I included all my software versions /OS  details in the thread  (
http://linux-ha.996297.n3.nabble.com/Master-Became-
Slave-Cluster-unstable-td15583.html)


but here they are :
this is the SW versions:
corosync-2.3.0-1.el6.x86_64
drbd84-utils-8.4.2-1.el6.elrepo.x86_64
pacemaker-1.1.8-1.el6.x86_64
OS:  CentOS 6.4 x64bit



Ah sorry than I couldn't tell how stonith is working, as RH has a
complete
different setup beyond pacemaker. I do not know how they implement
fencing.

Sorry - but however best regards
F.Maloja





I need to correct something .. the setup is 2 nodes for HA and third one
for Quorm only  ... also config changed a little bit (attached)

looking at the config right now ... I see a suspicious line

(rule role=Master score=-INFINITY
id=drbd-fence-by-handler-r0-rule-SuperDataClone
 expression attribute=#uname operation=ne value=
lws1h1.npario.com id=drbd-fence-by-handler-r0-expr-SuperDataClone/
  )

it might be the reason why services are not starting on the first node
(not
sure%100) ... I have a feeling your answer is the right one ... but I
dont
know the correct commands to do them:

1- I need to put back the Node1 back to Master (currently it is slaved)
2- remove any constraints   Or  preferred  locations  also remove
any
special attributes on Node1 that is making it slave

what do you think ?  how can I do these ? what are commands


cheers!
Ammar


On Mon, Apr 7, 2014 at 2:09 PM, Maloja01 maloj...@arcor.de wrote:

   hi ammar,



first we need to check:
a) which OS (which Linux dist are you using)?
b) which cluster version/packages do you have installed?
c) how is your cluster config look like?

As my tipp with crm_master/removing client-prefer-rules might only help
in
some combinations of a-b-c I need that info.

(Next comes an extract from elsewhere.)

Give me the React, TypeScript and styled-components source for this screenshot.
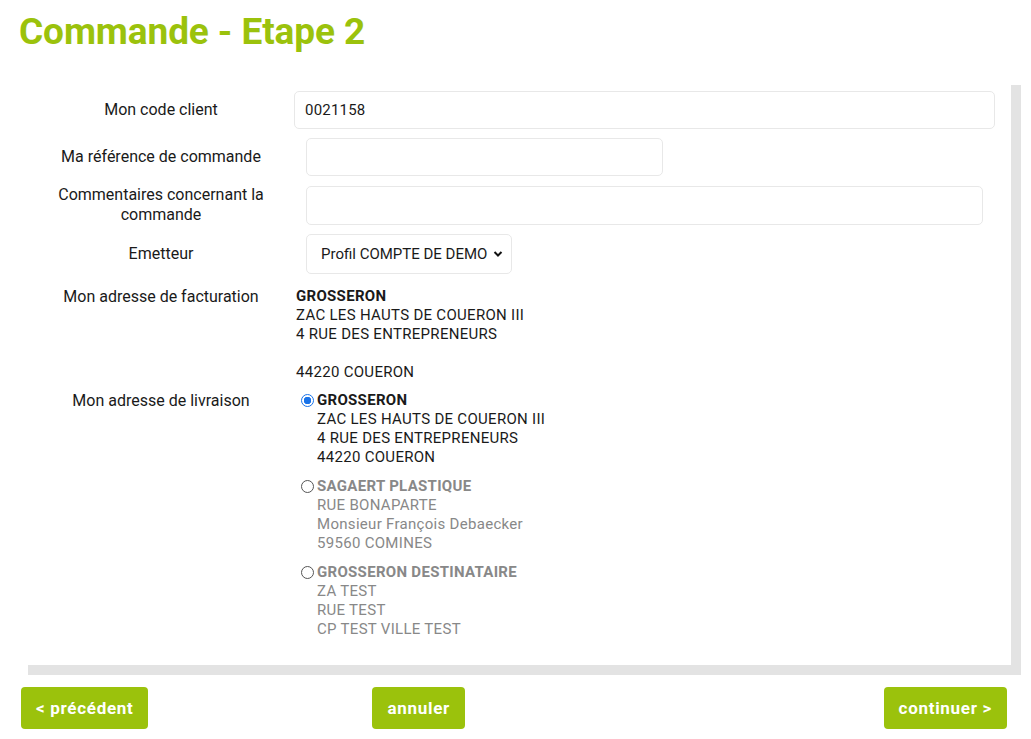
import styled, { createGlobalStyle } from 'styled-components';

const GlobalStyle = createGlobalStyle`
  body {
    margin: 0;
    background: #ffffff;
    font-family: Roboto, "Open Sans", Arial, sans-serif;
    color: #1a1a1a;
  }
`;

const green = '#9bc20c';

const deliveries = [
  {
    name: 'GROSSERON',
    lines: ['ZAC LES HAUTS DE COUERON III', '4 RUE DES ENTREPRENEURS', '44220 COUERON'],
    checked: true,
  },
  {
    name: 'SAGAERT PLASTIQUE',
    lines: ['RUE BONAPARTE', 'Monsieur François Debaecker', '59560 COMINES'],
    checked: false,
  },
  {
    name: 'GROSSERON DESTINATAIRE',
    lines: ['ZA TEST', 'RUE TEST', 'CP TEST VILLE TEST'],
    checked: false,
  },
];

const App = () => {
  return (
    <>
      <GlobalStyle />
      <Page>
        <Title>Commande - Etape 2</Title>
        <Panel>
          <Row>
            <Label>Mon code client</Label>
            <Input $width="701px" $offset="0px" defaultValue="0021158" />
          </Row>
          <Row>
            <Label>Ma référence de commande</Label>
            <Input $width="357px" $offset="12px" />
          </Row>
          <Row>
            <Label>
              Commentaires concernant la
              <br />
              commande
            </Label>
            <Input $width="677px" $offset="12px" $height="39px" />
          </Row>
          <Row>
            <Label>Emetteur</Label>
            <SelectBox>
              <span>Profil COMPTE DE DEMO</span>
              <svg width="10" height="8" viewBox="0 0 10 8">
                <path d="M1.5 2 L5 5.5 L8.5 2" fill="none" stroke="#111" strokeWidth="2" />
              </svg>
            </SelectBox>
          </Row>
          <Row $top="4px">
            <Label>Mon adresse de facturation</Label>
            <Address $indent="2px">
              <strong>GROSSERON</strong>
              <span>ZAC LES HAUTS DE COUERON III</span>
              <span>4 RUE DES ENTREPRENEURS</span>
              <span>&nbsp;</span>
              <span>44220 COUERON</span>
            </Address>
          </Row>
          <Row $top="0px">
            <Label>Mon adresse de livraison</Label>
            <Choices>
              {deliveries.map((d) => (
                <Choice key={d.name} $muted={!d.checked}>
                  <Radio $checked={d.checked} />
                  <Address>
                    <strong>{d.name}</strong>
                    {d.lines.map((l) => (
                      <span key={l}>{l}</span>
                    ))}
                  </Address>
                </Choice>
              ))}
            </Choices>
          </Row>
        </Panel>
        <Actions>
          <Button>&lt; précédent</Button>
          <Button $gap="224px">annuler</Button>
          <Button $gap="auto">continuer &gt;</Button>
        </Actions>
      </Page>
    </>
  );
};

export default App;

const Page = styled.div`
  width: 1031px;
  height: 739px;
  box-sizing: border-box;
  padding: 12px 10px 0 18px;
  overflow: hidden;
`;

const Title = styled.h1`
  margin: 0 0 0 1px;
  font-size: 37px;
  line-height: 40px;
  font-weight: 700;
  color: ${green};
  letter-spacing: -0.1px;
`;

const Panel = styled.div`
  margin-top: 23px;
  width: 993px;
  box-sizing: border-box;
  padding: 16px 0 26px 10px;
  background: #fff;
  box-shadow: 10px 10px 0 #e3e3e3;
  display: flex;
  flex-direction: column;
  gap: 9px;
`;

const Row = styled.div<{ $top?: string }>`
  display: flex;
  align-items: ${({ $top }) => ($top ? 'flex-start' : 'center')};
  margin-top: ${({ $top }) => $top || '0'};
`;

const Label = styled.div`
  width: 266px;
  flex-shrink: 0;
  text-align: center;
  font-size: 16px;
  line-height: 20px;
  color: #1a1a1a;
`;

const Input = styled.input<{ $width: string; $offset: string; $height?: string }>`
  width: ${({ $width }) => $width};
  height: ${({ $height }) => $height || '38px'};
  margin-left: ${({ $offset }) => $offset};
  box-sizing: border-box;
  border: 1px solid #e8e8e8;
  border-radius: 5px;
  padding: 0 10px;
  font-family: inherit;
  font-size: 15px;
  letter-spacing: 0.2px;
  color: #1a1a1a;
  outline: none;
`;

const SelectBox = styled.div`
  margin-left: 12px;
  width: 206px;
  height: 40px;
  box-sizing: border-box;
  border: 1px solid #e8e8e8;
  border-radius: 5px;
  padding: 0 8px 0 14px;
  display: flex;
  align-items: center;
  justify-content: space-between;
  font-size: 15px;
  color: #1a1a1a;
`;

const Address = styled.div<{ $indent?: string }>`
  display: flex;
  flex-direction: column;
  margin-left: ${({ $indent }) => $indent || '0'};
  font-size: 15px;
  line-height: 19px;
  letter-spacing: 0.3px;
  strong {
    font-weight: 700;
  }
`;

const Choices = styled.div`
  display: flex;
  flex-direction: column;
  gap: 10px;
  margin-left: 7px;
`;

const Choice = styled.div<{ $muted: boolean }>`
  display: flex;
  align-items: flex-start;
  gap: 3px;
  color: ${({ $muted }) => ($muted ? '#888888' : '#1a1a1a')};
`;

const Radio = styled.span<{ $checked: boolean }>`
  width: 13px;
  height: 13px;
  margin-top: 3px;
  box-sizing: border-box;
  border-radius: 50%;
  flex-shrink: 0;
  border: ${({ $checked }) => ($checked ? '1px solid #1a73e8' : '1px solid #555')};
  background: ${({ $checked }) =>
    $checked ? 'radial-gradient(circle, #1a73e8 0 3.5px, #fff 4px)' : '#fff'};
`;

const Actions = styled.div`
  margin-top: 22px;
  width: 986px;
  margin-left: 3px;
  display: flex;
  align-items: center;
`;

const Button = styled.button<{ $gap?: string }>`
  height: 42px;
  padding: 0 15px;
  margin-left: ${({ $gap }) => $gap || '0'};
  border: none;
  border-radius: 4px;
  background: ${green};
  color: #fff;
  font-family: inherit;
  font-size: 17px;
  font-weight: 700;
  letter-spacing: 0.7px;
  cursor: pointer;
`;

Second I need to tell that free help means that I will not give any
warrinty or whatever that your cluster gets better afterward. This
could
only be done by a cost intensive consulting.

regards
f.maloja


On 04/07/2014 12:10 PM, aali...@gmail.com wrote:

   hi  Maloja01,



could you please tell me help do these steps/ what commands look like:

- You Should use crm_master to Score the Master-Placement
- you should remove all client-Prefer-location-rules which you added
by
your experiments using the GUI

I dont want to make this worst ... production is down here.. and I am
desperately in need of any help

Thank you,
Ammar

_
Sent from http://linux-ha.996297.n3.nabble.com





















___
Linux-HA mailing list
Linux-HA@lists.linux-ha.org
http://lists.linux-ha.org/mailman/listinfo/linux-ha
See also: http://linux-ha.org/ReportingProblems


Re: [Linux-HA] Master Became Slave - Cluster unstable $$$

2014-04-07 Thread Maloja01
FIRST you need to setup fencing (STONITH) - I do not see any stonith 
resource in your cluster - that WILL be a problem in your cluster.

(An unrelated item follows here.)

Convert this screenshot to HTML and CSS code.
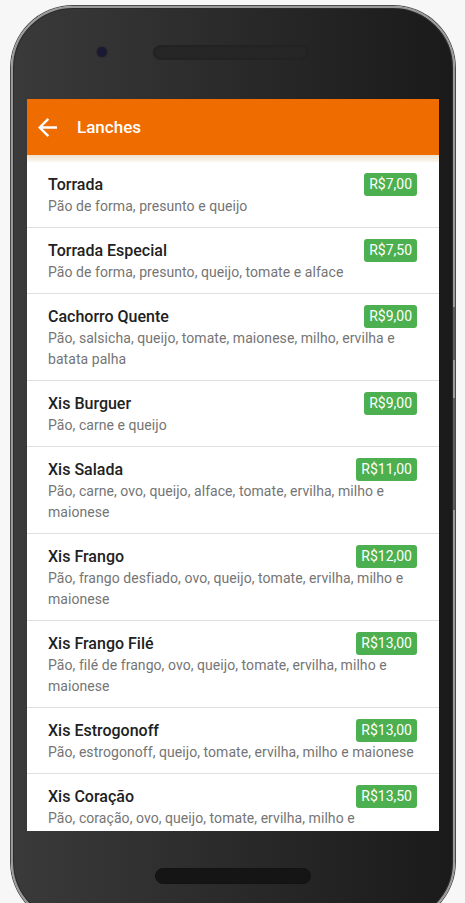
FILE: index.html
```html
<!DOCTYPE html>
<html lang="pt-BR">
<head>
    <meta charset="UTF-8">
    <meta name="viewport" content="width=device-width, initial-scale=1.0">
    <title>Lanches</title>
    <link rel="stylesheet" href="styles.css">
</head>
<body>
    <div class="phone">
        <span class="sideBtn btnPower"></span>
        <span class="sideBtn btnVolume"></span>
        <div class="phoneTop">
            <span class="camera"></span>
            <span class="speaker"></span>
        </div>

        <div class="screen">
            <header class="appbar">
                <svg class="back" viewBox="4 4 16 16" width="19" height="19">
                    <path d="M20 11H7.83l5.59-5.59L12 4l-8 8 8 8 1.41-1.41L7.83 13H20v-2z" fill="#fff"/>
                </svg>
                <span class="title">Lanches</span>
            </header>
            <div class="appbarShadow"></div>

            <ul class="menu">
                <li class="item">
                    <div class="itemHead"><span class="itemName">Torrada</span><span class="price">R$7,00</span></div>
                    <p class="itemDesc">Pão de forma, presunto e queijo</p>
                </li>
                <li class="item">
                    <div class="itemHead"><span class="itemName">Torrada Especial</span><span class="price">R$7,50</span></div>
                    <p class="itemDesc">Pão de forma, presunto, queijo, tomate e alface</p>
                </li>
                <li class="item">
                    <div class="itemHead"><span class="itemName">Cachorro Quente</span><span class="price">R$9,00</span></div>
                    <p class="itemDesc">Pão, salsicha, queijo, tomate, maionese, milho, ervilha e batata palha</p>
                </li>
                <li class="item">
                    <div class="itemHead"><span class="itemName">Xis Burguer</span><span class="price">R$9,00</span></div>
                    <p class="itemDesc">Pão, carne e queijo</p>
                </li>
                <li class="item">
                    <div class="itemHead"><span class="itemName">Xis Salada</span><span class="price">R$11,00</span></div>
                    <p class="itemDesc">Pão, carne, ovo, queijo, alface, tomate, ervilha, milho e maionese</p>
                </li>
                <li class="item">
                    <div class="itemHead"><span class="itemName">Xis Frango</span><span class="price">R$12,00</span></div>
                    <p class="itemDesc">Pão, frango desfiado, ovo, queijo, tomate, ervilha, milho e maionese</p>
                </li>
                <li class="item">
                    <div class="itemHead"><span class="itemName">Xis Frango Filé</span><span class="price">R$13,00</span></div>
                    <p class="itemDesc">Pão, filé de frango, ovo, queijo, tomate, ervilha, milho e maionese</p>
                </li>
                <li class="item">
                    <div class="itemHead"><span class="itemName">Xis Estrogonoff</span><span class="price">R$13,00</span></div>
                    <p class="itemDesc">Pão, estrogonoff, queijo, tomate, ervilha, milho e maionese</p>
                </li>
                <li class="item">
                    <div class="itemHead"><span class="itemName">Xis Coração</span><span class="price">R$13,50</span></div>
                    <p class="itemDesc">Pão, coração, ovo, queijo, tomate, ervilha, milho e maionese</p>
                </li>
            </ul>
        </div>

        <div class="phoneBottom">
            <span class="speaker speakerBottom"></span>
        </div>
    </div>
</body>
</html>
```

FILE: styles.css
```css
html, body {
    overflow: hidden;
}
body {
    margin: 0;
    padding: 0;
    background-color: #f7f7f7;
    font-family: Roboto, "Liberation Sans", sans-serif;
}

/* phone frame */
.phone {
    position: relative;
    width: 444px;
    height: 918px;
    margin: 6px 0 0 11px;
    padding: 0 14px;
    box-sizing: border-box;
    display: flex;
    flex-direction: column;
    border: 2px solid #9a9a9a;
    border-radius: 62px;
    background: linear-gradient(to right, #3a3a3a, #1a1a1a);
    box-shadow: 0 0 0 1px #4a4a4a, inset 0 0 0 1px #2a2a2a;
}
.sideBtn {
    position: absolute;
    right: -2px;
    width: 2px;
    background-color: #5c5c5c;
}
.btnPower {
    top: 299px;
    height: 53px;
}
.btnVolume {
    top: 390px;
    height: 112px;
}
.phoneTop {
    height: 91px;
    padding-top: 37px;
    box-sizing: border-box;
    display: flex;
    align-items: flex-start;
}
.camera {
    width: 10px;
    height: 10px;
    margin-left: 70px;
    margin-top: 2px;
    border-radius: 50%;
    background-color: #1b1a33;
    box-shadow: 0 0 0 1px #2c2c30;
}
.speaker {
    width: 156px;
    height: 15px;
    margin-left: 46px;
    border-radius: 8px;
    background-color: #262626;
    box-shadow: inset 0 0 2px #1c1c1c;
    border: 1px solid #222;
    box-sizing: border-box;
}

/* screen */
.screen {
    height: 732px;
    background-color: #fff;
    overflow: hidden;
    display: flex;
    flex-direction: column;
}
.appbar {
    height: 56px;
    flex: none;
    display: flex;
    align-items: center;
    background-color: #ef6c00;
    color: #fff;
}
.back {
    margin-left: 11px;
    margin-right: 20px;
}
.title {
    font-size: 17px;
    font-weight: 500;
}
.appbarShadow {
    height: 7px;
    flex: none;
    background: linear-gradient(#efe2cd, #fbf7f1);
}
.menu {
    list-style: none;
    margin: 0;
    padding: 0;
}
.item {
    padding: 11px 22px 10px 21px;
    border-bottom: 1px solid #e0e0e0;
}
.itemHead {
    display: flex;
    justify-content: space-between;
    align-items: center;
    height: 23px;
}
.itemName {
    font-size: 16px;
    font-weight: 500;
    color: #212121;
}
.price {
    height: 23px;
    line-height: 23px;
    padding: 0 5px;
    border-radius: 3px;
    background-color: #4caf50;
    color: #fff;
    font-size: 14px;
}
.itemDesc {
    margin: 0;
    font-size: 14px;
    line-height: 21px;
    letter-spacing: 0.06px;
    color: #757575;
}

.phoneBottom {
    display: flex;
    justify-content: center;
    padding-top: 37px;
}
.speakerBottom {
    margin-left: 0;
    height: 16px;
    background-color: #151515;
    border-color: #121212;
}
```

You could not migrate a Master/Slave. You Should use crm_master to 
Score the Master-Placement. And you should remove all 
client-Prefer-location-rules which you added by your experiments using 
the GUI, they

might hurt the cluster in the future...

AND as already written in this thread you must tell the cluster to 
ignore quorum, if you really only have a two-node-cluster.


FMaloja

On 04/07/2014 02:31 AM, aalishe wrote:

tell me what informations are still needed to be sure / certain  solving the
problem ?

I can provide it all

thanks for your time



--
View this message in context: 
http://linux-ha.996297.n3.nabble.com/Master-Became-Slave-Cluster-unstable-tp15583p15585.html
Sent from the Linux-HA mailing list archive at Nabble.com.
___
Linux-HA mailing list
Linux-HA@lists.linux-ha.org
http://lists.linux-ha.org/mailman/listinfo/linux-ha
See also: http://linux-ha.org/ReportingProblems



___
Linux-HA mailing list
Linux-HA@lists.linux-ha.org
http://lists.linux-ha.org/mailman/listinfo/linux-ha
See also: http://linux-ha.org/ReportingProblems


Re: [Linux-HA] Master Became Slave - Cluster unstable $$$

2014-04-06 Thread Digimer
I can't speak to your specific problem, but I can say for certain that 
you need to disable quorum[1] and enable stonith (also called 
fencing[2]). Once stonith is configured (and tested) in pacemaker, be 
sure to setup fencing in DRBD using the 'crm-fence-peer.sh' fence 
handler[3].


digimer

1. https://alteeve.ca/w/Quorum
2. https://alteeve.ca/w/AN!Cluster_Tutorial_2#Concept.3B_Fencing
3. 
https://alteeve.ca/w/AN!Cluster_Tutorial_2#Configuring_DRBD_Global_and_Common_Options 
 (replace 'rhcs_fence' for 'crm-fence-peer.sh')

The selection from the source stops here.